Esqueça. Fui me refugiar lá onde o deserto faz fronteira com a ausência e sigo lambendo o tornozelo das palavras. É isto: Amarrei meu juízo no tornozelo das palavras. Elas me arrastam por onde querem. Não são poucas as palavras que possuem a natureza de certas mulheres. Nos pisam com o seu calcanhar e ainda olham para traz só para terem a certeza de que nos destruíram e que não sobrou nada. Meu juízo e minha alma estão pendurados em um arame farpado igual a pele de bode secando ao sol nos quintais do sertão. Contemplo o infinito com meus olhos de cacimba seca Eu te escrevo chuvas e sempre que te vejo penduro meu cérebro na parede Para que teus olhos me olhem ainda que seja do jeito de quem entrega um punhado de farinha na cuia. Eu não sei o seu nome mas posso te chamar de bromélia, de orquídea do vale, de papoula da Índia. Posso te dizer nuvens ainda que me olhes com olhos de arame. Eu te olho com olhos de faísca, olhos de relâmpago e visgo. Posso te dizer veredas, riachos, flores. Ainda que não me mostre tuas matas ciliares, teu intimo capinzal eu te direi redemoinhos ainda que sejas o açude e eu morra de sede, ainda que sejas o rio seco onde eu cavo meu desespero.

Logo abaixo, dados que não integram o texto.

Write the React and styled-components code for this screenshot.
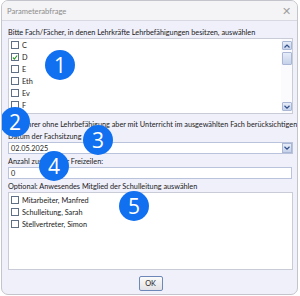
import React from "react";
import styled, { createGlobalStyle } from "styled-components";

const Global = createGlobalStyle`
  html, body { margin: 0; padding: 0; background: #ffffff; }
  body { font-family: Lato, "Open Sans", sans-serif; }
`;

const Window = styled.div`
  position: relative;
  box-sizing: border-box;
  margin: 0 0 0 1px;
  width: 297px;
  height: 295px;
  border: 1px solid #c4c4cc;
  border-radius: 7px;
  background: #f0f0fa;
  overflow: hidden;
  display: flex;
  flex-direction: column;
`;

const TitleBar = styled.div`
  height: 19px;
  flex: none;
  display: flex;
  align-items: center;
  justify-content: space-between;
  padding: 0 6px 0 5px;
  background: #f4f4f6;
  border-bottom: 1px solid #d8d8e2;
  color: #8c8c8c;
  font-size: 7.6px;
`;

const Close = styled.span`
  font-size: 11px;
  color: #a0a0a0;
  line-height: 1;
`;

const Body = styled.div`
  flex: 1;
  display: flex;
  flex-direction: column;
  padding: 6px 4px 0 6px;
  font-size: 7.3px;
  color: #1a1a1a;
`;

const Label = styled.div`
  height: 11px;
  line-height: 11px;
  white-space: nowrap;
  margin-top: ${(p) => p.$mt || 0}px;
`;

const ListBox = styled.div`
  box-sizing: border-box;
  height: ${(p) => p.$h}px;
  border: 1px solid #c9cbd6;
  background: #ffffff;
  display: flex;
  padding-top: ${(p) => p.$pt || 0}px;
`;

const Items = styled.div`
  flex: 1;
  overflow: hidden;
  display: flex;
  flex-direction: column;
`;

const Row = styled.div`
  height: 12px;
  flex: none;
  display: flex;
  align-items: center;
  gap: 3px;
  padding-left: 2px;
  white-space: nowrap;
`;

const Box = styled.span`
  box-sizing: border-box;
  width: 8px;
  height: 8px;
  flex: none;
  border: 1px solid #5f6f86;
  background: #ffffff;
  display: inline-flex;
  align-items: center;
  justify-content: center;
`;

const Scrollbar = styled.div`
  width: 11px;
  flex: none;
  display: flex;
  flex-direction: column;
  align-items: center;
  padding: 2px 0;
  gap: 2px;
  background: #fbfbfe;
`;

const ScrollBtn = styled.div`
  box-sizing: border-box;
  width: 10px;
  height: ${(p) => p.$h || 9}px;
  border: 1px solid #a9b7d4;
  border-radius: 1px;
  background: linear-gradient(#e6ecf8, #c6d2ea);
  display: flex;
  align-items: center;
  justify-content: center;
  margin-top: ${(p) => (p.$bottom ? "auto" : "0")};
`;

const CheckRow = styled.div`
  height: 12px;
  display: flex;
  align-items: center;
  gap: 3px;
  margin-top: 4px;
  padding-left: 1px;
  white-space: nowrap;
`;

const Field = styled.div`
  box-sizing: border-box;
  height: 12px;
  border: 1px solid #b9c4dc;
  background: #ffffff;
  display: flex;
  align-items: center;
  padding-left: 2px;
  margin-right: ${(p) => p.$mr || 0}px;
`;

const FieldText = styled.span`
  flex: 1;
`;

const DropBtn = styled.div`
  box-sizing: border-box;
  width: 10px;
  height: 10px;
  border: 1px solid #a9b7d4;
  background: linear-gradient(#e6ecf8, #c6d2ea);
  display: flex;
  align-items: center;
  justify-content: center;
`;

const Footer = styled.div`
  display: flex;
  justify-content: center;
  padding-top: 6px;
`;

const OkButton = styled.button`
  box-sizing: border-box;
  width: 24px;
  height: 15px;
  padding: 0;
  border: 1px solid #6d88b8;
  border-radius: 2px;
  background: linear-gradient(#fbfbfb, #e2e2e6);
  font-family: Lato, sans-serif;
  font-size: 7.3px;
  color: #1a1a1a;
`;

const Badge = styled.div`
  position: absolute;
  left: ${(p) => p.$x - 15}px;
  top: ${(p) => p.$y - 15}px;
  width: 30px;
  height: 30px;
  border-radius: 50%;
  background: #1170f0;
  color: #ffffff;
  font-family: "Open Sans", sans-serif;
  font-size: 21px;
  line-height: 30px;
  text-align: center;
`;

const Chevron = ({ up }) => (
  <svg width="6" height="4" viewBox="0 0 6 4">
    <path
      d={up ? "M0.5 3.5 L3 1 L5.5 3.5" : "M0.5 0.8 L3 3.2 L5.5 0.8"}
      fill="none"
      stroke="#33508a"
      strokeWidth="1.2"
    />
  </svg>
);

const Check = () => (
  <svg width="7" height="7" viewBox="0 0 7 7">
    <path d="M1 3.5 L2.8 5.3 L6 1.2" fill="none" stroke="#2a9a2a" strokeWidth="1.3" />
  </svg>
);

const subjects = [
  { n: "C" },
  { n: "D", c: true },
  { n: "E" },
  { n: "Eth" },
  { n: "Ev" },
  { n: "F" },
  { n: "G" },
];

const people = ["Mitarbeiter, Manfred", "Schulleitung, Sarah", "Stellvertreter, Simon"];

export default function App() {
  return (
    <>
      <Global />
      <Window>
        <TitleBar>
          <span>Parameterabfrage</span>
          <Close>✕</Close>
        </TitleBar>
        <Body>
          <Label>Bitte Fach/Fächer, in denen Lehrkräfte Lehrbefähigungen besitzen, auswählen</Label>
          <ListBox $h={76} $pt={0}>
            <Items>
              {subjects.map((s) => (
                <Row key={s.n}>
                  <Box>{s.c && <Check />}</Box>
                  <span>{s.n}</span>
                </Row>
              ))}
            </Items>
            <Scrollbar>
              <ScrollBtn><Chevron up /></ScrollBtn>
              <ScrollBtn $h={13} />
              <ScrollBtn $bottom><Chevron /></ScrollBtn>
            </Scrollbar>
          </ListBox>
          <CheckRow>
            <Box />
            <span>Lehrer ohne Lehrbefähigung aber mit Unterricht im ausgewählten Fach berücksichtigen</span>
          </CheckRow>
          <Label $mt={1}>Datum der Fachsitzung</Label>
          <Field>
            <FieldText>02.05.2025</FieldText>
            <DropBtn><Chevron /></DropBtn>
          </Field>
          <Label $mt={2}>Anzahl zusätzlicher Freizeilen:</Label>
          <Field $mr={1}>
            <FieldText>0</FieldText>
          </Field>
          <Label $mt={2}>Optional: Anwesendes Mitglied der Schulleitung auswählen</Label>
          <ListBox $h={78} $pt={1}>
            <Items>
              {people.map((p) => (
                <Row key={p}>
                  <Box />
                  <span>{p}</span>
                </Row>
              ))}
            </Items>
          </ListBox>
          <Footer>
            <OkButton>OK</OkButton>
          </Footer>
        </Body>
        <Badge $x={58} $y={64}>1</Badge>
        <Badge $x={13} $y={121}>2</Badge>
        <Badge $x={96} $y={139}>3</Badge>
        <Badge $x={52} $y={165}>4</Badge>
        <Badge $x={132} $y={205}>5</Badge>
      </Window>
    </>
  );
}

Acendo duzentos mil candelabros pois é sempre assim: quando termino de escrever um poema tenho a sensação de ter atravessado um rio cheio de jacarés e, inexplicavelmente, não ter sido devorado por eles. Acho que a poesia é isso. Essa capacidade de morrer e permanecer vivo com essa voz de mil alqueires. Escrevo gemendo que nem alma penada na noite profunda. Escrevo ganindo igual a um bicho sendo empurrado para o matadouro . Escrevo com a caligrafia da arvore seca. Árvore retorcida no meio da queimada, com os olhos de quem teve a esperança roída pela miséria.
Eu sou desses seres que pregam a alma nas palavras. Eu escrevo como quem pede uma esmola pelo amor de Deus e assim vou latindo meu desespero. Essa vocação pra ser infeliz foi tudo que me restou. Eu escrevo e sei a cor da tragédia. Eu sei que o destino é um pistoleiro de aluguel, vive na tocaia e sempre ataca de surpresa. Eu sei o nome da tragédia e para tentar me defender eu escrevo e pra quem se aprofundar nesse texto, entenda que esse é meu pedido de socorro. Eu escrevo pra pedir socorro. A maneira de náufragos ou de um homem perdido que roda, roda, roda e sempre sai no mesmo lugar. Paradoxalmente é deste mistério que brota a minha iluminação e faço da palavra escrita a corda que me sustenta e com a qual atravesso o abismo.